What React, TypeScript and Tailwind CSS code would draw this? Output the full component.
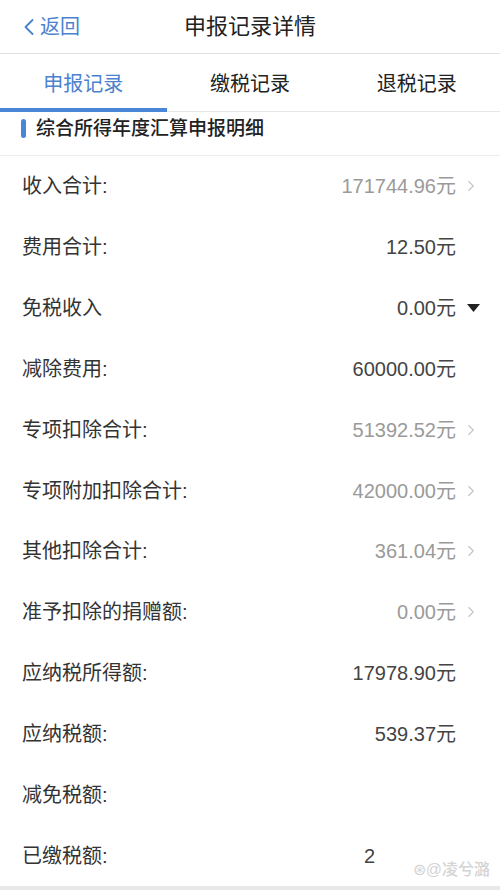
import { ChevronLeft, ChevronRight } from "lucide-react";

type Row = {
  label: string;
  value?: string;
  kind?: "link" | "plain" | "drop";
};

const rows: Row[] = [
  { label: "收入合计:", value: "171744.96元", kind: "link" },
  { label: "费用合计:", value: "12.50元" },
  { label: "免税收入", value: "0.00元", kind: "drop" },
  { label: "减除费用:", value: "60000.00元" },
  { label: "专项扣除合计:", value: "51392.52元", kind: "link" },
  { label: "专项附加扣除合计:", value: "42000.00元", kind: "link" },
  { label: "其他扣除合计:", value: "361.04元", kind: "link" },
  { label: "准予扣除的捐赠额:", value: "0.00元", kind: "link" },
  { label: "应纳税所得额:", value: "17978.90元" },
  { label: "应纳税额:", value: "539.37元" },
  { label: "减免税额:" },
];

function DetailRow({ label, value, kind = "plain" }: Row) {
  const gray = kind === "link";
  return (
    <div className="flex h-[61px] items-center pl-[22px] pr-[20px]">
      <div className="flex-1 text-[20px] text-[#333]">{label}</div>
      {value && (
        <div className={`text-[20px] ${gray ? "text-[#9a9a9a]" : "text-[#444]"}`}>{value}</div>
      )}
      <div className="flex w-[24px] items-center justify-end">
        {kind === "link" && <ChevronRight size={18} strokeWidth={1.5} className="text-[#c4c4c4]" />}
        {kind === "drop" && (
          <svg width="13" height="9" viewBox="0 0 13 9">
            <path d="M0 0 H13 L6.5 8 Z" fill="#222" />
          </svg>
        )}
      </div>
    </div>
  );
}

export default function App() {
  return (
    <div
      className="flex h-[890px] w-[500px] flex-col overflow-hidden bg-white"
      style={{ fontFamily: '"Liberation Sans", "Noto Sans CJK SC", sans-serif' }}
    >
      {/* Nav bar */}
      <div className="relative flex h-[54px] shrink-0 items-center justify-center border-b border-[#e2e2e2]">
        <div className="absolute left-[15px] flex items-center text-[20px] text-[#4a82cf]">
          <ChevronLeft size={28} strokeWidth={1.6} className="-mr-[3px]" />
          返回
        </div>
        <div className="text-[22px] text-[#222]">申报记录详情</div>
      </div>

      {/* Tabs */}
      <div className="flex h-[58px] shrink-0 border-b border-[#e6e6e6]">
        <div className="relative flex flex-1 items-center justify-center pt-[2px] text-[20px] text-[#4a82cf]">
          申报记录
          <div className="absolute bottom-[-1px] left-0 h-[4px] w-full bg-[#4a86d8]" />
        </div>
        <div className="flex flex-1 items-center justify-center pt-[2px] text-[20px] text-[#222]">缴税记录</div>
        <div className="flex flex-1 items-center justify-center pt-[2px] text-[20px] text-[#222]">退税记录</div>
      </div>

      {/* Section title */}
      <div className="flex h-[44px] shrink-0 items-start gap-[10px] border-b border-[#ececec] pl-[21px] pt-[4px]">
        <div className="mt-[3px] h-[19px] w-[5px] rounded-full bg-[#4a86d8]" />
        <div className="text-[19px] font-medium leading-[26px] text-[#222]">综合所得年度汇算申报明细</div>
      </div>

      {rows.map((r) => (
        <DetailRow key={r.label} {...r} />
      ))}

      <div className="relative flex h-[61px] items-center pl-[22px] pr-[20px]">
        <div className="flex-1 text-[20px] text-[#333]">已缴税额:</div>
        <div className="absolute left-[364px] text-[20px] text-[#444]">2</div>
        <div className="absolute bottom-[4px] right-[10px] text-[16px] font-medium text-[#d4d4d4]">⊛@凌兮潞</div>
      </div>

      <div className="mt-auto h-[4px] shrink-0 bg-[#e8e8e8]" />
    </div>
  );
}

CHALLENGE: Images in the data above are to be skipped. Retype all other material exactly.

RESULT OF THE EXERCISE:
What React, TypeScript and Tailwind CSS code would draw this? Output the full component.
import { ChevronLeft, ChevronRight } from "lucide-react";

type Row = {
  label: string;
  value?: string;
  kind?: "link" | "plain" | "drop";
};

const rows: Row[] = [
  { label: "收入合计:", value: "171744.96元", kind: "link" },
  { label: "费用合计:", value: "12.50元" },
  { label: "免税收入", value: "0.00元", kind: "drop" },
  { label: "减除费用:", value: "60000.00元" },
  { label: "专项扣除合计:", value: "51392.52元", kind: "link" },
  { label: "专项附加扣除合计:", value: "42000.00元", kind: "link" },
  { label: "其他扣除合计:", value: "361.04元", kind: "link" },
  { label: "准予扣除的捐赠额:", value: "0.00元", kind: "link" },
  { label: "应纳税所得额:", value: "17978.90元" },
  { label: "应纳税额:", value: "539.37元" },
  { label: "减免税额:" },
];

function DetailRow({ label, value, kind = "plain" }: Row) {
  const gray = kind === "link";
  return (
    <div className="flex h-[61px] items-center pl-[22px] pr-[20px]">
      <div className="flex-1 text-[20px] text-[#333]">{label}</div>
      {value && (
        <div className={`text-[20px] ${gray ? "text-[#9a9a9a]" : "text-[#444]"}`}>{value}</div>
      )}
      <div className="flex w-[24px] items-center justify-end">
        {kind === "link" && <ChevronRight size={18} strokeWidth={1.5} className="text-[#c4c4c4]" />}
        {kind === "drop" && (
          <svg width="13" height="9" viewBox="0 0 13 9">
            <path d="M0 0 H13 L6.5 8 Z" fill="#222" />
          </svg>
        )}
      </div>
    </div>
  );
}

export default function App() {
  return (
    <div
      className="flex h-[890px] w-[500px] flex-col overflow-hidden bg-white"
      style={{ fontFamily: '"Liberation Sans", "Noto Sans CJK SC", sans-serif' }}
    >
      {/* Nav bar */}
      <div className="relative flex h-[54px] shrink-0 items-center justify-center border-b border-[#e2e2e2]">
        <div className="absolute left-[15px] flex items-center text-[20px] text-[#4a82cf]">
          <ChevronLeft size={28} strokeWidth={1.6} className="-mr-[3px]" />
          返回
        </div>
        <div className="text-[22px] text-[#222]">申报记录详情</div>
      </div>

      {/* Tabs */}
      <div className="flex h-[58px] shrink-0 border-b border-[#e6e6e6]">
        <div className="relative flex flex-1 items-center justify-center pt-[2px] text-[20px] text-[#4a82cf]">
          申报记录
          <div className="absolute bottom-[-1px] left-0 h-[4px] w-full bg-[#4a86d8]" />
        </div>
        <div className="flex flex-1 items-center justify-center pt-[2px] text-[20px] text-[#222]">缴税记录</div>
        <div className="flex flex-1 items-center justify-center pt-[2px] text-[20px] text-[#222]">退税记录</div>
      </div>

      {/* Section title */}
      <div className="flex h-[44px] shrink-0 items-start gap-[10px] border-b border-[#ececec] pl-[21px] pt-[4px]">
        <div className="mt-[3px] h-[19px] w-[5px] rounded-full bg-[#4a86d8]" />
        <div className="text-[19px] font-medium leading-[26px] text-[#222]">综合所得年度汇算申报明细</div>
      </div>

      {rows.map((r) => (
        <DetailRow key={r.label} {...r} />
      ))}

      <div className="relative flex h-[61px] items-center pl-[22px] pr-[20px]">
        <div className="flex-1 text-[20px] text-[#333]">已缴税额:</div>
        <div className="absolute left-[364px] text-[20px] text-[#444]">2</div>
        <div className="absolute bottom-[4px] right-[10px] text-[16px] font-medium text-[#d4d4d4]">⊛@凌兮潞</div>
      </div>

      <div className="mt-auto h-[4px] shrink-0 bg-[#e8e8e8]" />
    </div>
  );
}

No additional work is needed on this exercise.